WindowsNT/Windows2000 [1] and a lot of UNIX servers/hosts do support
9K frames today.  Most GigE PCI NIC cards support them.  Most of
the commodity GigE ASICs support the 9K MTU.  You are correct that 
not all hosts/servers support them today.  In any event, any size
of jumbo Ethernet frame will only work over an all-switched layer-2 
network.  My guess is that the trend over time will be for more and
more hosts to support the ~9K MTU.  YMMV.

>What does having 9K ethernet frame support at a NAP get us?  

Some folks run their end-to-end network with a 9K MTU.  So having
it at the NAP means they avoid potential fragmentation in their
network.  Certainly my employer would prefer a WAN network provider
that supported the 9K MTU because it would improve NFS performance
among our several sites as compared with a smaller end-to-end MTU.

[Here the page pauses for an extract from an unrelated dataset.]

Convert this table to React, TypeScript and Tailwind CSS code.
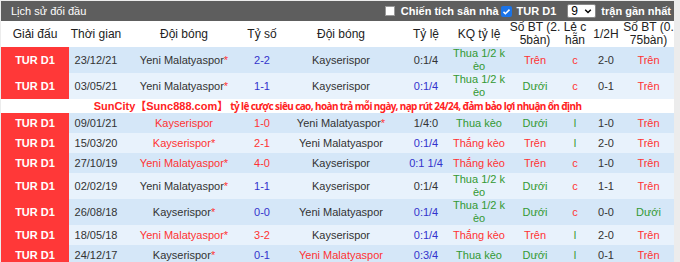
import React from "react";

type Row = {
  date: string;
  home: string;
  homeStar?: boolean;
  homeRed?: boolean;
  score: string;
  scoreRed?: boolean;
  away: string;
  awayStar?: boolean;
  awayRed?: boolean;
  hdp: string;
  hdpBlue?: boolean;
  kq: "win" | "lose" | "half";
  bt: "Trên" | "Dưới";
  lc: "c" | "l";
  h1: string;
  bt2: "Trên" | "Dưới";
  tall?: boolean;
};

const before: Row[] = [
  { date: "23/12/21", home: "Yeni Malatyaspor", homeStar: true, score: "2-2", away: "Kayserispor", hdp: "0:1/4", kq: "half", bt: "Trên", lc: "c", h1: "2-0", bt2: "Trên", tall: true },
  { date: "03/05/21", home: "Yeni Malatyaspor", homeStar: true, score: "1-1", away: "Kayserispor", hdp: "0:1/4", hdpBlue: true, kq: "half", bt: "Dưới", lc: "c", h1: "0-1", bt2: "Trên", tall: true },
];

const after: Row[] = [
  { date: "09/01/21", home: "Kayserispor", homeRed: true, score: "1-0", scoreRed: true, away: "Yeni Malatyaspor", awayStar: true, hdp: "1/4:0", kq: "lose", bt: "Dưới", lc: "l", h1: "1-0", bt2: "Trên" },
  { date: "15/03/20", home: "Kayserispor", homeStar: true, homeRed: true, score: "2-1", scoreRed: true, away: "Yeni Malatyaspor", hdp: "0:1/4", hdpBlue: true, kq: "win", bt: "Trên", lc: "l", h1: "2-0", bt2: "Trên" },
  { date: "27/10/19", home: "Yeni Malatyaspor", homeStar: true, homeRed: true, score: "4-0", scoreRed: true, away: "Kayserispor", hdp: "0:1 1/4", hdpBlue: true, kq: "win", bt: "Trên", lc: "c", h1: "1-0", bt2: "Trên" },
  { date: "02/02/19", home: "Yeni Malatyaspor", homeStar: true, score: "1-1", away: "Kayserispor", hdp: "0:1/4", kq: "half", bt: "Dưới", lc: "c", h1: "1-1", bt2: "Trên", tall: true },
  { date: "26/08/18", home: "Kayserispor", homeStar: true, score: "0-0", away: "Yeni Malatyaspor", hdp: "0:1/4", hdpBlue: true, kq: "half", bt: "Dưới", lc: "c", h1: "0-0", bt2: "Dưới", tall: true },
  { date: "18/05/18", home: "Yeni Malatyaspor", homeStar: true, homeRed: true, score: "3-2", scoreRed: true, away: "Kayserispor", hdp: "0:1/4", hdpBlue: true, kq: "win", bt: "Trên", lc: "l", h1: "2-0", bt2: "Trên" },
  { date: "24/12/17", home: "Kayserispor", homeStar: true, score: "0-1", away: "Yeni Malatyaspor", awayRed: true, hdp: "0:3/4", hdpBlue: true, kq: "lose", bt: "Dưới", lc: "l", h1: "0-1", bt2: "Trên" },
];

const Team = ({ name, star, red }: { name: string; star?: boolean; red?: boolean }) => (
  <span className={red ? "text-[#ff3333]" : "text-[#333]"}>
    {name}
    {star && <span className="text-[#ff3333]">*</span>}
  </span>
);

const OverUnder = ({ v }: { v: "Trên" | "Dưới" }) => (
  <span className={v === "Trên" ? "text-[#ff3333]" : "text-[#339933]"}>{v}</span>
);

const MatchRow = ({ r, i }: { r: Row; i: number }) => (
  <tr className={`${r.tall ? "h-[26px]" : "h-[20px]"} ${i % 2 === 0 ? "bg-[#d5e7f8]" : "bg-[#e8f2fc]"}`}>
    <td className="bg-[#ff3838] font-bold text-white">TUR D1</td>
    <td className="text-[#333]">{r.date}</td>
    <td>
      <Team name={r.home} star={r.homeStar} red={r.homeRed} />
    </td>
    <td className={r.scoreRed ? "text-[#ff3333]" : "text-[#3333cc]"}>{r.score}</td>
    <td>
      <Team name={r.away} star={r.awayStar} red={r.awayRed} />
    </td>
    <td className={r.hdpBlue ? "text-[#3333cc]" : "text-[#333]"}>{r.hdp}</td>
    <td>
      {r.kq === "win" && <span className="text-[#ff3333]">Thắng kèo</span>}
      {r.kq === "lose" && <span className="text-[#339933]">Thua kèo</span>}
      {r.kq === "half" && (
        <span className="text-[#339933]">
          Thua 1/2 k
          <br />
          èo
        </span>
      )}
    </td>
    <td>
      <OverUnder v={r.bt} />
    </td>
    <td className={r.lc === "c" ? "text-[#ff3333]" : "text-[#339933]"}>{r.lc}</td>
    <td className="text-[#333]">{r.h1}</td>
    <td>
      <OverUnder v={r.bt2} />
    </td>
  </tr>
);

export default function App() {
  return (
    <div className="w-[680px] h-[262px] overflow-hidden bg-[#ececec] pl-px pr-[6px] pt-px font-['Liberation_Sans',Arial,sans-serif]">
      {/* title bar */}
      <div className="flex h-[20px] items-center justify-between bg-[#5e5e5e] pl-[10px] pr-[3px] text-[11px] text-white">
        <span>Lịch sử đối đầu</span>
        <div className="flex items-center font-bold">
          <span className="mr-[6px] ml-[3px] h-[10px] w-[10px] border border-[#999] bg-white" />
          <span className="mr-[2px]">Chiến tích sân nhà</span>
          <span className="mr-[5px] flex h-[11px] w-[11px] items-center justify-center rounded-[2px] bg-[#1a73e8]">
            <svg viewBox="0 0 12 12" className="h-[9px] w-[9px]" fill="none" stroke="white" strokeWidth="2">
              <path d="M2 6.5l2.5 2.5L10 3.5" />
            </svg>
          </span>
          <span className="mr-[11px]">TUR D1</span>
          <span className="mr-[5px] flex h-[14px] w-[29px] items-center justify-between rounded-[2px] border border-[#888] bg-white pl-[3px] pr-[3px] text-[12px] font-normal text-black">
            9
            <svg viewBox="0 0 10 10" className="h-[8px] w-[8px]" fill="none" stroke="black" strokeWidth="1.8">
              <path d="M1.5 3.5L5 7l3.5-3.5" />
            </svg>
          </span>
          <span>trận gần nhất</span>
        </div>
      </div>

      <table className="w-[673px] table-fixed border-collapse whitespace-nowrap text-center text-[11px] leading-[13px] [&_td]:p-0 [&_th]:p-0">
        <colgroup>
          <col className="w-[68px]" />
          <col className="w-[54px]" />
          <col className="w-[122px]" />
          <col className="w-[34px]" />
          <col className="w-[124px]" />
          <col className="w-[46px]" />
          <col className="w-[60px]" />
          <col className="w-[52px]" />
          <col className="w-[28px]" />
          <col className="w-[34px]" />
          <col className="w-[51px]" />
        </colgroup>
        <thead>
          <tr className="h-[26px] bg-white text-[12px] text-[#222]">
            <th className="font-normal">Giải đấu</th>
            <th className="font-normal">Thời gian</th>
            <th className="font-normal">Đội bóng</th>
            <th className="font-normal">Tỷ số</th>
            <th className="font-normal">Đội bóng</th>
            <th className="font-normal">Tỷ lệ</th>
            <th className="font-normal">KQ tỷ lệ</th>
            <th className="font-normal">
              Số BT (2.
              <br />
              5bàn)
            </th>
            <th className="font-normal">
              Lẻ c
              <br />
              hẵn
            </th>
            <th className="font-normal">1/2H</th>
            <th className="font-normal">
              Số BT (0.
              <br />
              75bàn)
            </th>
          </tr>
        </thead>
        <tbody>
          {before.map((r, i) => (
            <MatchRow key={r.date} r={r} i={i} />
          ))}
          <tr className="h-[13px] bg-white">
            <td colSpan={11} className="text-[11px] font-bold text-[#ff2222]">
              <span className="font-['Liberation_Sans',sans-serif]">SunCity</span>
              <span className="font-['Noto_Sans_CJK_SC',sans-serif] text-[11px]">【</span>
              <span className="font-['Liberation_Sans',sans-serif]">Sunc888.com</span>
              <span className="font-['Noto_Sans_CJK_SC',sans-serif] text-[11px]">】</span>
              <span className="font-['Noto_Sans',sans-serif] text-[10px] tracking-[-0.6px]"> tỷ lệ cược siêu cao, hoàn trả mỗi ngày, nạp rút 24/24, đảm bảo lợi nhuận ổn định</span>
            </td>
          </tr>
          {after.map((r, i) => (
            <MatchRow key={r.date} r={r} i={i} />
          ))}
        </tbody>
      </table>
    </div>
  );
}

>Perhaps the one good approach to jumbo frames is to make use of the
>networking layer and ensure hosts are doing Path MTU discovery to avoid
>fragmentation.

Path MTU Discovery is curiously controversial in some circles.
My own experience is that PMTUD works well today (not necessarily
true 5 years ago).  So I agree that ensuring Path MTU Discovery is
deployed is generally clever.  Past experience is that many vocal 
folks will disagree with this view.

Ran
[email protected]

[1] Someone at Microsoft has told me that use of ~9K frames is how 
Microsoft got their high WinNT network throughput for the SuperComputing
conference demo a few years back.  I'm also told the POS links used 
in that demo had also been configured for a ~9K MTU and worked fine.